C.                       The deflected metal roof panels should be repaired and pulled back into shape, then overlaid with new metal roof panels for additional support, if necessary. The edges of the new panel patches must be fastened and should be sealed with polyester fabric embedded and covered with flashing-grade elastomeric sealant and elastomeric coating.

D.                      Kinked roof panel ribs with rips or fractures should be repaired with polyester fabric embedded and covered with flashing-grade elastomeric sealant and elastomeric coating.

E.                        A corroded roof panel on Building 1 should be replaced.

F.                        Panel end overlap edges and side overlaps that are open, suspect, and/or have been resealed with roof cement, should be resealed




with polyester fabric embedded and covered with flashing-grade elastomeric sealant and elastomeric coating.

G.                       Rusting roof panels should be treated with rust-inhibiting primer and covered with the recommended elastomeric coating system.

H.                      The top edge of the counterflashing metal along the sidewalls of the main roof section of Building 3 should be resealed with urethane sealant or a self-adhering flashing tape.
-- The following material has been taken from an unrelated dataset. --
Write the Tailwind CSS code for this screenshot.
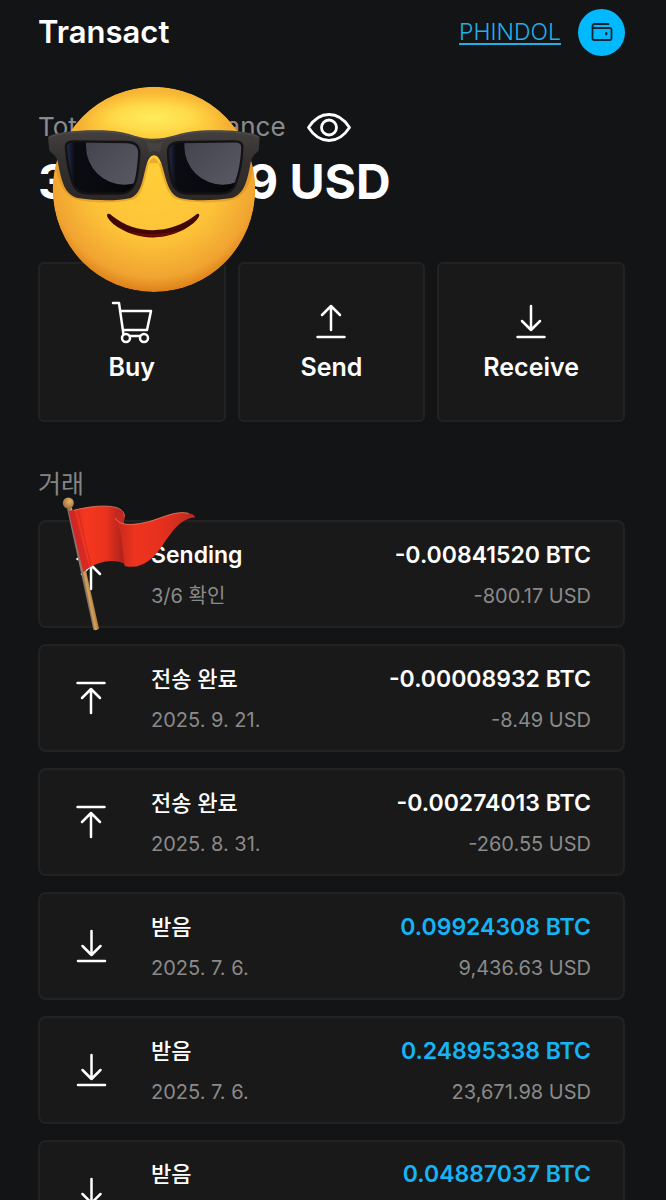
<!DOCTYPE html>
<html lang="ko" class="h-full">

<head>
  <meta charset="UTF-8">
  <meta name="viewport" content="width=device-width, initial-scale=1.0">
  <title>Transact</title>

  <script src="https://cdn.jsdelivr.net/npm/@tailwindcss/browser@4"></script>
</head>

<body class="h-full overflow-hidden bg-[#131416] text-white font-['Inter','Noto_Sans_CJK_KR',sans-serif]">
  <!-- shared icons -->
  <svg class="hidden">
    <symbol id="icon-sent" viewBox="0 0 32 36" fill="none" stroke="currentColor" stroke-width="2.500" stroke-linecap="round" stroke-linejoin="round">
      <path d="M2.500 3h27M16 9v24M7 18l9-9 9 9" />
    </symbol>
    <symbol id="icon-received" viewBox="0 0 32 36" fill="none" stroke="currentColor" stroke-width="2.500" stroke-linecap="round" stroke-linejoin="round">
      <path d="M3 33h27M16.500 3v24M7.500 18l9 9 9-9" />
    </symbol>
  </svg>

  <main class="relative pl-[38px] pr-[41px]">
    <header class="flex h-16 items-center justify-between">
      <h1 class="text-[31px] font-semibold leading-10">Transact</h1>
      <div class="flex items-center gap-[17px]">
        <a href="#" class="text-[23px] font-light text-[#22aee6] underline decoration-2 underline-offset-3">PHINDOL</a>
        <button aria-label="Wallet" class="flex size-[47px] items-center justify-center rounded-full bg-[#00b9ff] text-[#10252f]">
          <svg class="h-5 w-6" viewBox="0 0 24 20" fill="none" stroke="currentColor" stroke-width="1.8" stroke-linecap="round" stroke-linejoin="round">
            <path d="M18.500 2H4.500a2 2 0 0 0 0 4H20a1.500 1.500 0 0 1 1.500 1.500v9A1.500 1.500 0 0 1 20 18H4a1.500 1.500 0 0 1-1.500-1.500V4" />
            <rect x="15.500" y="10.500" width="1.500" height="2.500" rx=".7" fill="currentColor" stroke-width=".8" />
          </svg>
        </button>
      </div>
    </header>

    <section class="mt-[45px]">
      <div class="flex items-center gap-5">
        <h2 class="text-[26px] leading-9 text-[#8b8b8d]">Total Wallet Balance</h2>
        <button aria-label="Hide balance">
          <svg class="h-9 w-[46px]" viewBox="0 0 46 36" fill="none" stroke="currentColor" stroke-width="2.8" stroke-linejoin="round">
            <path d="M2.500 18.500C8 10 15 5.500 23 5.500S38 10 43.500 18.500C38 27 31 31.500 23 31.500S8 27 2.500 18.500Z" />
            <circle cx="23" cy="18.500" r="7.500" />
          </svg>
        </button>
      </div>
      <p class="mt-[7px] text-5xl font-bold leading-[60px]">311,784.19 USD</p>
    </section>

    <nav class="mt-[50px] grid grid-cols-3 gap-3">
      <button class="flex h-40 flex-col items-center rounded-md border-2 border-[#222222] bg-[#191919] pt-[35px]">
        <svg class="h-12 w-12" viewBox="0 0 48 48" fill="none" stroke="currentColor" stroke-width="2.500" stroke-linecap="round" stroke-linejoin="round">
          <path d="M5 4h6l5 35M12 12h31l-4 19H15M16 37h20" />
          <circle cx="18" cy="39" r="4" fill="#191919" />
          <circle cx="36" cy="39" r="4" fill="#191919" />
        </svg>
        <span class="mt-1 text-[25px] font-semibold leading-8">Buy</span>
      </button>
      <button class="flex h-40 flex-col items-center rounded-md border-2 border-[#222222] bg-[#191919] pt-[35px]">
        <svg class="h-12 w-12" viewBox="0 0 48 48" fill="none" stroke="currentColor" stroke-width="2.500" stroke-linecap="round" stroke-linejoin="round">
          <path d="M10.500 38h27M24 31V7M15 16l9-9 9 9" />
        </svg>
        <span class="mt-1 text-[25px] font-semibold leading-8">Send</span>
      </button>
      <button class="flex h-40 flex-col items-center rounded-md border-2 border-[#222222] bg-[#191919] pt-[35px]">
        <svg class="h-12 w-12" viewBox="0 0 48 48" fill="none" stroke="currentColor" stroke-width="2.500" stroke-linecap="round" stroke-linejoin="round">
          <path d="M10.500 38h27M24 7v24M15 22l9 9 9-9" />
        </svg>
        <span class="mt-1 text-[25px] font-semibold leading-8">Receive</span>
      </button>
    </nav>

    <h2 class="mt-11 text-[25px] leading-9 text-[#858585]">거래</h2>

    <ul class="mt-[18px] flex flex-col gap-4">
      <li class="flex h-27 items-center rounded-lg border-2 border-[#222222] bg-[#191919] pt-0.5 pr-8 pl-[35px]">
        <svg class="-mt-0.5 h-9 w-8"><use href="#icon-sent" /></svg>
        <div class="ml-11 flex-1">
          <p class="text-[23px] font-semibold leading-8">Sending</p>
          <p class="mt-[9px] text-xl leading-8 text-[#8a8a8a]">3/6 확인</p>
        </div>
        <div class="text-right">
          <p class="text-[23px] font-semibold leading-8">-0.00841520 BTC</p>
          <p class="mt-[9px] text-xl leading-8 text-[#8a8a8a]">-800.17 USD</p>
        </div>
      </li>
      <li class="flex h-27 items-center rounded-lg border-2 border-[#222222] bg-[#191919] pt-0.5 pr-8 pl-[35px]">
        <svg class="-mt-0.5 h-9 w-8"><use href="#icon-sent" /></svg>
        <div class="ml-11 flex-1">
          <p class="text-[22px] font-medium leading-8">전송 완료</p>
          <p class="mt-[9px] text-xl leading-8 text-[#8a8a8a]">2025. 9. 21.</p>
        </div>
        <div class="text-right">
          <p class="text-[23px] font-semibold leading-8">-0.00008932 BTC</p>
          <p class="mt-[9px] text-xl leading-8 text-[#8a8a8a]">-8.49 USD</p>
        </div>
      </li>
      <li class="flex h-27 items-center rounded-lg border-2 border-[#222222] bg-[#191919] pt-0.5 pr-8 pl-[35px]">
        <svg class="-mt-0.5 h-9 w-8"><use href="#icon-sent" /></svg>
        <div class="ml-11 flex-1">
          <p class="text-[22px] font-medium leading-8">전송 완료</p>
          <p class="mt-[9px] text-xl leading-8 text-[#8a8a8a]">2025. 8. 31.</p>
        </div>
        <div class="text-right">
          <p class="text-[23px] font-semibold leading-8">-0.00274013 BTC</p>
          <p class="mt-[9px] text-xl leading-8 text-[#8a8a8a]">-260.55 USD</p>
        </div>
      </li>
      <li class="flex h-27 items-center rounded-lg border-2 border-[#222222] bg-[#191919] pt-0.5 pr-8 pl-[35px]">
        <svg class="-mt-0.5 h-9 w-8"><use href="#icon-received" /></svg>
        <div class="ml-11 flex-1">
          <p class="text-[22px] font-medium leading-8">받음</p>
          <p class="mt-[9px] text-xl leading-8 text-[#8a8a8a]">2025. 7. 6.</p>
        </div>
        <div class="text-right">
          <p class="text-[23px] font-semibold leading-8 text-[#14b4f5]">0.09924308 BTC</p>
          <p class="mt-[9px] text-xl leading-8 text-[#8a8a8a]">9,436.63 USD</p>
        </div>
      </li>
      <li class="flex h-27 items-center rounded-lg border-2 border-[#222222] bg-[#191919] pt-0.5 pr-8 pl-[35px]">
        <svg class="-mt-0.5 h-9 w-8"><use href="#icon-received" /></svg>
        <div class="ml-11 flex-1">
          <p class="text-[22px] font-medium leading-8">받음</p>
          <p class="mt-[9px] text-xl leading-8 text-[#8a8a8a]">2025. 7. 6.</p>
        </div>
        <div class="text-right">
          <p class="text-[23px] font-semibold leading-8 text-[#14b4f5]">0.24895338 BTC</p>
          <p class="mt-[9px] text-xl leading-8 text-[#8a8a8a]">23,671.98 USD</p>
        </div>
      </li>
      <li class="flex h-27 items-start rounded-lg border-2 border-[#222222] bg-[#191919] pt-4 pr-8 pl-[35px]">
        <svg class="mt-[18px] h-9 w-8"><use href="#icon-received" /></svg>
        <p class="ml-11 flex-1 text-[22px] font-medium leading-8">받음</p>
        <p class="text-[23px] font-semibold leading-8 text-[#14b4f5]">0.04887037 BTC</p>
      </li>
    </ul>

    <!-- sunglasses sticker over the balance -->
    <svg class="absolute top-[86px] left-[47px] h-[207px] w-[214px]" viewBox="81 18 642 621">
      <defs>
        <radialGradient id="face" cx=".5" cy=".42" r=".6">
          <stop offset="0" stop-color="#ffcf38" />
          <stop offset=".55" stop-color="#fdc238" />
          <stop offset=".85" stop-color="#f0a431" />
          <stop offset="1" stop-color="#d87512" />
        </radialGradient>
        <radialGradient id="shine" cx=".5" cy=".5" r=".5">
          <stop offset="0" stop-color="#ffec5c" />
          <stop offset=".5" stop-color="#ffe552" stop-opacity=".7" />
          <stop offset="1" stop-color="#ffd43c" stop-opacity="0" />
        </radialGradient>
        <linearGradient id="frame" x1="0" y1="0" x2="0" y2="1">
          <stop offset="0" stop-color="#444040" />
          <stop offset=".4" stop-color="#353131" />
          <stop offset="1" stop-color="#2c2828" />
        </linearGradient>
        <linearGradient id="glare" x1="0" y1="0" x2="1" y2="1">
          <stop offset="0" stop-color="#3c3c45" />
          <stop offset=".6" stop-color="#51515c" />
          <stop offset="1" stop-color="#5d5d69" />
        </linearGradient>
        <linearGradient id="lens" x1="0" y1="0" x2="1" y2="0">
          <stop offset="0" stop-color="#2c3c66" />
          <stop offset=".14" stop-color="#0b0c12" />
          <stop offset="1" stop-color="#050609" />
        </linearGradient>
        <clipPath id="head">
          <ellipse cx="402" cy="328" rx="304" ry="308" />
        </clipPath>
        <clipPath id="left-lens">
          <path d="M138 204C136 190 144 184 160 184L320 186C346 186 358 196 358 220 356 250 354 282 346 306 338 330 322 341 298 341L204 341C178 340 164 328 158 308 146 274 140 238 138 204Z" />
        </clipPath>
        <clipPath id="right-lens">
          <path d="M667 204C668 190 660 184 644 184L484 186C456 186 442 196 444 220 446 250 448 282 456 306 464 330 480 341 504 341L604 341C628 340 642 328 648 308 660 274 666 238 667 204Z" />
        </clipPath>
      </defs>
      <g clip-path="url(#head)">
        <ellipse cx="402" cy="328" rx="304" ry="308" fill="url(#face)" />
        <ellipse cx="400" cy="112" rx="230" ry="76" fill="url(#shine)" />
        <path d="M104 250C116 310 130 350 176 360 220 370 300 370 340 358 384 342 374 236 401 234 428 236 424 342 472 358 510 370 590 370 634 360 680 350 690 310 704 250Z" fill="#d98a1c" opacity=".5" />
      </g>
      <path d="M84 172C100 154 200 148 270 152 330 156 350 176 400 176 450 176 480 156 536 152 600 148 700 152 719 170L716 212C704 222 696 228 692 248 682 300 674 346 630 355 584 362 516 364 478 354 426 338 438 228 402 226 366 228 382 338 332 354 294 364 224 362 178 355 132 346 124 300 114 248 110 228 100 222 88 212Z" fill="url(#frame)" />
      <path d="M90 172C110 158 200 152 270 156 330 160 350 180 400 180 450 180 480 160 536 156 600 152 690 156 714 172" fill="none" stroke="#5c5858" stroke-width="4" opacity=".5" />
      <path d="M378 184Q404 194 428 184L420 218Q402 208 388 218Z" fill="#4c4848" opacity=".6" />
      <g clip-path="url(#left-lens)">
        <path d="M130 170h240v180H130z" fill="url(#lens)" />
        <circle cx="313" cy="199" r="115" fill="url(#glare)" />
      </g>
      <g clip-path="url(#right-lens)">
        <path d="M434 170h240v180H434z" fill="url(#lens)" />
        <circle cx="608" cy="199" r="115" fill="url(#glare)" />
      </g>
      <path d="M138 204C136 190 144 184 160 184L320 186C346 186 358 196 358 220 356 250 354 282 346 306 338 330 322 341 298 341L204 341C178 340 164 328 158 308 146 274 140 238 138 204ZM667 204C668 190 660 184 644 184L484 186C456 186 442 196 444 220 446 250 448 282 456 306 464 330 480 341 504 341L604 341C628 340 642 328 648 308 660 274 666 238 667 204Z" fill="none" stroke="#141214" stroke-width="7" />
      <path d="M262 403C266 400 271 402 277 408 350 466 452 464 526 406 532 400 537 400 538 405 538 412 530 420 520 430 450 486 350 486 280 432 268 421 258 409 262 403Z" fill="#400805" />
      <path d="M322 452C370 466 432 466 482 450 440 476 364 478 322 452Z" fill="#6b0a06" />
    </svg>

    <!-- red flag sticker over the pending transaction -->
    <svg class="absolute top-[496px] left-[62px] h-[136px] w-[134px]" viewBox="126 108 402 408">
      <defs>
        <linearGradient id="pole" gradientUnits="userSpaceOnUse" x1="178" y1="328" x2="198" y2="324">
          <stop offset="0" stop-color="#7d7784" />
          <stop offset=".35" stop-color="#8d765c" />
          <stop offset=".6" stop-color="#d8a45b" />
          <stop offset="1" stop-color="#b5813f" />
        </linearGradient>
        <linearGradient id="cloth" x1="0" y1="0" x2="1" y2="0">
          <stop offset="0" stop-color="#d92a20" />
          <stop offset=".3" stop-color="#f5371f" />
          <stop offset=".65" stop-color="#ea321e" />
          <stop offset="1" stop-color="#a51f1b" />
        </linearGradient>
        <linearGradient id="tail" x1="0" y1="0" x2="1" y2="0">
          <stop offset="0" stop-color="#c3271d" />
          <stop offset=".25" stop-color="#ee341f" />
          <stop offset=".6" stop-color="#e5301e" />
          <stop offset="1" stop-color="#b92a20" />
        </linearGradient>
        <radialGradient id="knob" cx=".6" cy=".35" r=".7">
          <stop offset="0" stop-color="#e5b36c" />
          <stop offset="1" stop-color="#9c6e39" />
        </radialGradient>
      </defs>
      <path d="M141 145L156 143 237 506Q229 513 220 509Z" fill="url(#pole)" />
      <circle cx="145" cy="129" r="16.500" fill="url(#knob)" />
      <path d="M146 154C190 140 250 134 286 142 310 148 318 164 312 184L318 314C280 292 226 306 190 336Z" fill="url(#cloth)" />
      <path d="M146 154L162 151 208 322 190 336Z" fill="#c7232a" opacity=".65" />
      <path d="M174 148L212 316" stroke="#b7241c" stroke-width="3" fill="none" opacity=".6" />
      <path d="M286 174C300 202 350 194 390 184 440 168 470 152 506 160 518 162 524 166 526 172 478 176 456 218 430 252 402 298 364 330 314 318 306 270 310 222 286 174Z" fill="url(#tail)" />
      <path d="M286 174C284 154 300 146 312 164 316 176 310 184 310 190 298 188 290 182 286 174Z" fill="#c02a20" />
      <path d="M162 151C210 138 262 134 290 143 304 148 314 156 313 170M286 174C300 202 350 194 390 184 440 168 470 152 506 160" fill="none" stroke="#ff8a70" stroke-width="3" opacity=".7" />
    </svg>
  </main>
</body>

</html>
All loose sections of the counterflashing metal must be secured with screws through neoprene/steel washers.

I.                           The steel angle bars supporting the duct of a swamp cooler on Building 1 should be re-designed and relocated on top of the roof panel ribs to allow water to flow. On Building 2, the wood sleeper supports of the air conditioning units which are screwed into the roof panels should be re-designed and relocated.
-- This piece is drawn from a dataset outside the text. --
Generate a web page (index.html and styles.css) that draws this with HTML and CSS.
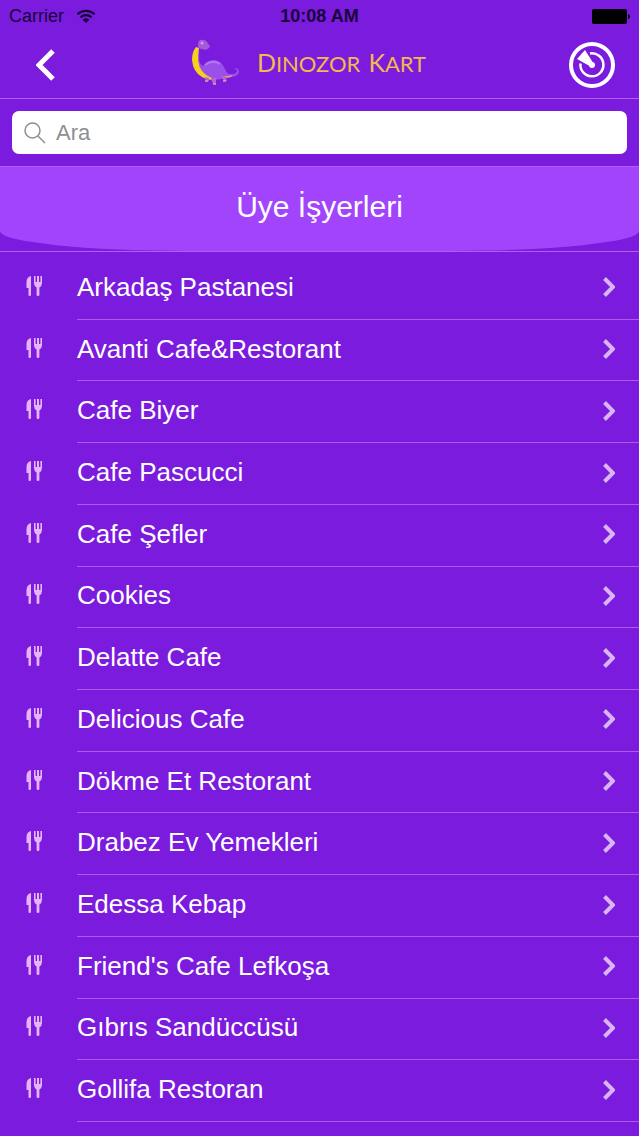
FILE: index.html
```html
<!DOCTYPE html>
<html lang="tr">
<head>
  <meta charset="UTF-8" />
  <title>Dinozor Kart</title>
  <meta name="viewport" content="width=device-width, initial-scale=1.0" />
  <link rel="stylesheet" href="styles.css">
</head>
<body>
  <svg class="sprite" aria-hidden="true">
    <symbol id="food" viewBox="0 0 17 20">
      <path d="M5 0v19q0 1-1.300 1T2.500 19v-7H.5V6Q.6 1 5 0z" />
      <path d="M8 0h1.600v6h1.400V0h2v6h1.400V0H16v7q0 3-2.600 4.500V19q0 1-1.400 1t-1.400-1v-7.500Q8 10 8 7z" />
    </symbol>
    <symbol id="chevron" viewBox="0 0 12 20">
      <path d="M1.500 1.500L10 10l-8.500 8.500" />
    </symbol>
  </svg>

  <div class="status">
    <div class="carrier">
      <span>Carrier</span>
      <svg width="20" height="15" viewBox="0 0 20 15">
        <path d="M1.500 5.300a12.500 12.500 0 0 1 17 0M4.500 8.400a8 8 0 0 1 11 0" fill="none" stroke="currentColor" stroke-width="2.200" />
        <path d="M6.700 10.700a5 5 0 0 1 6.600 0L10 14z" fill="currentColor" />
      </svg>
    </div>
    <div class="time">10:08 AM</div>
    <div class="battery">
      <svg width="38" height="15" viewBox="0 0 38 15">
        <rect x="0" y="0" width="35" height="15" rx="2" />
        <path d="M36 5q2 .5 2 2.500T36 10z" />
      </svg>
    </div>
  </div>

  <header class="navbar">
    <button type="button" class="back" aria-label="Geri">
      <svg width="20" height="32" viewBox="0 0 20 32"><path d="M17 2L3 16l14 14" /></svg>
    </button>
    <a href="#" class="logo" lang="en">
      <svg width="50" height="46" viewBox="0 0 50 46">
        <path d="M7 6Q7 0 12 1q4 0 5 4 3 1 1 4-3 3-7 1-4 0-4-4z" fill="#a35bdc" />
        <path d="M7 9q2 5 1 10 0 6 4 8 4-6 11-6 8 1 11 9 1 4 4 5 7 1 8-3 0-2-3-2 4-2 5 2 0 5-7 6l-11 2q-9 2-17-2Q5 33 5 22z" fill="#9c50ea" />
        <path d="M14 26q8-6 15-1" fill="none" stroke="#b275f2" stroke-width="2" />
        <path d="M5 8Q1 13 1 21q1 12 10 17 6 4 13 2-8-2-13-8Q5 24 8 9z" fill="#f7d01b" />
        <path d="M31 37q6 1 10-1l-1 2-7 1z" fill="#f0a860" />
        <path d="M14 38l1 4h3v-3zM20 39l2 6h3v-6zM30 37l3 5h3l-2-5z" fill="#b067d4" />
        <path d="M14 42h3M22 45h3M32 42h3" stroke="#e6a0a8" stroke-width="1.500" />
        <circle cx="11" cy="4" r="1.500" fill="#cc9ae8" />
      </svg>
      <span class="logo-text"><span>Dinozor</span> <span>Kart</span></span>
    </a>
    <button type="button" class="radar" aria-label="Yakınımdakiler">
      <svg width="46" height="46" viewBox="0 0 46 46">
        <circle cx="23" cy="23" r="21" fill="none" stroke="#fff" stroke-width="4" />
        <path d="M21 11.500a11.500 11.500 0 1 1-9.500 10" fill="none" stroke="#fff" stroke-width="2.500" />
        <path d="M16 8l8.500 13.500-3 3L8 17z" fill="#fff" />
        <circle cx="23" cy="23" r="3" fill="#fff" />
      </svg>
    </button>
  </header>

  <form class="search">
    <label class="search-box" for="search">
      <svg width="22" height="22" viewBox="0 0 22 22"><circle cx="8.500" cy="8.500" r="7.500" /><path d="M14 14l7 7" /></svg>
      <input type="text" id="search" placeholder="Ara" aria-label="Ara" />
    </label>
  </form>

  <div class="banner"><h1>Üye İşyerleri</h1></div>

  <ul class="places">
    <li><svg class="food"><use href="#food" /></svg><a href="#">Arkadaş Pastanesi<svg class="chevron"><use href="#chevron" /></svg></a></li>
    <li><svg class="food"><use href="#food" /></svg><a href="#">Avanti Cafe&amp;Restorant<svg class="chevron"><use href="#chevron" /></svg></a></li>
    <li><svg class="food"><use href="#food" /></svg><a href="#">Cafe Biyer<svg class="chevron"><use href="#chevron" /></svg></a></li>
    <li><svg class="food"><use href="#food" /></svg><a href="#">Cafe Pascucci<svg class="chevron"><use href="#chevron" /></svg></a></li>
    <li><svg class="food"><use href="#food" /></svg><a href="#">Cafe Şefler<svg class="chevron"><use href="#chevron" /></svg></a></li>
    <li><svg class="food"><use href="#food" /></svg><a href="#">Cookies<svg class="chevron"><use href="#chevron" /></svg></a></li>
    <li><svg class="food"><use href="#food" /></svg><a href="#">Delatte Cafe<svg class="chevron"><use href="#chevron" /></svg></a></li>
    <li><svg class="food"><use href="#food" /></svg><a href="#">Delicious Cafe<svg class="chevron"><use href="#chevron" /></svg></a></li>
    <li><svg class="food"><use href="#food" /></svg><a href="#">Dökme Et Restorant<svg class="chevron"><use href="#chevron" /></svg></a></li>
    <li><svg class="food"><use href="#food" /></svg><a href="#">Drabez Ev Yemekleri<svg class="chevron"><use href="#chevron" /></svg></a></li>
    <li><svg class="food"><use href="#food" /></svg><a href="#">Edessa Kebap<svg class="chevron"><use href="#chevron" /></svg></a></li>
    <li><svg class="food"><use href="#food" /></svg><a href="#">Friend's Cafe Lefkoşa<svg class="chevron"><use href="#chevron" /></svg></a></li>
    <li><svg class="food"><use href="#food" /></svg><a href="#">Gıbrıs Sandüccüsü<svg class="chevron"><use href="#chevron" /></svg></a></li>
    <li><svg class="food"><use href="#food" /></svg><a href="#">Gollifa Restoran<svg class="chevron"><use href="#chevron" /></svg></a></li>
  </ul>
</body>
</html>
```
FILE: styles.css
```css
* {
  box-sizing: border-box;
}

body {
  background-color: #7b1bde;
  color: #fff;
  font-family: "Liberation Sans", Arial, sans-serif;
  margin: 0;
  min-height: 100vh;
  display: flex;
  flex-direction: column;
}

svg {
  display: block;
  flex-shrink: 0;
}

a {
  color: inherit;
  text-decoration: none;
}

button {
  background: none;
  border: none;
  padding: 0;
  cursor: pointer;
}

.sprite {
  display: none;
}

.status {
  display: grid;
  grid-template-columns: 1fr auto 1fr;
  align-items: center;
  height: 32px;
  padding: 0 9px;
  color: #16033a;
  font-size: 18px;
}

.carrier {
  display: flex;
  align-items: center;
  gap: 12px;
}

.time {
  font-weight: bold;
  font-size: 18px;
}

.battery {
  justify-self: end;
  fill: #000;
}

.navbar {
  display: grid;
  grid-template-columns: 1fr auto 1fr;
  align-items: center;
  height: 67px;
  padding: 0 24px 0 36px;
  border-bottom: 1px solid #b35cf0;
}

.back {
  justify-self: start;
}

.back path {
  fill: none;
  stroke: #fff;
  stroke-width: 5;
}

.logo {
  display: flex;
  align-items: center;
  gap: 16px;
  padding: 0 34px 6px 0;
  color: #f2b94e;
  font-family: Lato, sans-serif;
  font-size: 22px;
}

.logo-text {
  display: flex;
  gap: 8px;
  text-transform: uppercase;
}

.logo-text span::first-letter {
  font-size: 25px;
}

.radar {
  justify-self: end;
}

.search {
  padding: 12px;
  border-bottom: 1px solid #b35cf0;
}

.search-box {
  display: flex;
  align-items: center;
  gap: 10px;
  height: 43px;
  padding: 0 12px;
  border-radius: 7px;
  background-color: #fff;
}

.search-box svg {
  fill: none;
  stroke: #8e8e93;
  stroke-width: 1.5;
}

.search-box input {
  flex: 1;
  min-width: 0;
  border: none;
  outline: none;
  padding: 0;
  background: none;
  color: #333;
  font-family: inherit;
  font-size: 22px;
}

.search-box input::placeholder {
  color: #8e8e93;
}

.banner {
  border-bottom: 1px solid #b35cf0;
}

.banner h1 {
  margin: 0;
  height: 84px;
  border-radius: 0 0 30% 30% / 0 0 20px 20px;
  background-color: #a244fc;
  font-size: 30px;
  font-weight: normal;
  line-height: 80px;
  text-align: center;
}

.places {
  flex: 1;
  display: flex;
  flex-direction: column;
  list-style: none;
  margin: 0;
  padding: 6px 0 14px;
}

.places li {
  flex: 1;
  display: flex;
  align-items: center;
  gap: 34px;
  min-height: 56px;
  padding-left: 26px;
}

.places a {
  flex: 1;
  align-self: stretch;
  display: flex;
  align-items: center;
  justify-content: space-between;
  padding: 0 24px 2px 0;
  border-bottom: 1px solid #ad59eb;
  font-size: 26px;
}

.food {
  width: 17px;
  height: 20px;
  margin-bottom: 6px;
  fill: #e6b5f8;
}

.chevron {
  width: 12px;
  height: 20px;
  fill: none;
  stroke: #d9b5f5;
  stroke-width: 4;
}
```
J.                          All open top edges of pipe flashings should be resealed with elastomeric sealant and properly detailed before the application of the elastomeric coating system. The floodlight fixture on Building 5 that has dropped down into the opening must be secured.

K.                      Pipe penetrations without flashings should be provided with metal roof flashings that have rubber sleeves/boots with aluminum flanged base rings to conform to the roof panel profile.

L.                        The metal roof flashings of the heat stacks on Building 3 must be fastened using hex head self-tapping screws with bonded neoprene and steel washers driven into the aluminum flanged base ring, spaced 1 inch on center.

M.                   Sheet metal rain collars should be provided and installed on the heat stacks to cover the top edge of the flashings. All missing heat vent covers should be replaced.

N.                      Open side laps of ridge plates should be resealed with polyester fabric embedded and covered with flashing-grade elastomeric sealant and the elastomeric coating system.




O.                      All screw holes on the roof panels should be sealed with polyester fabric embedded and covered with flashing-grade elastomeric sealant and the elastomeric coating.

P.                        The broken tiles on the front office roof of Building 1 should be replaced.

Q.                      A general clean-up of all roofs and gutters should be performed to remove all scattered screws and accumulated dirt, debris, and plant growth.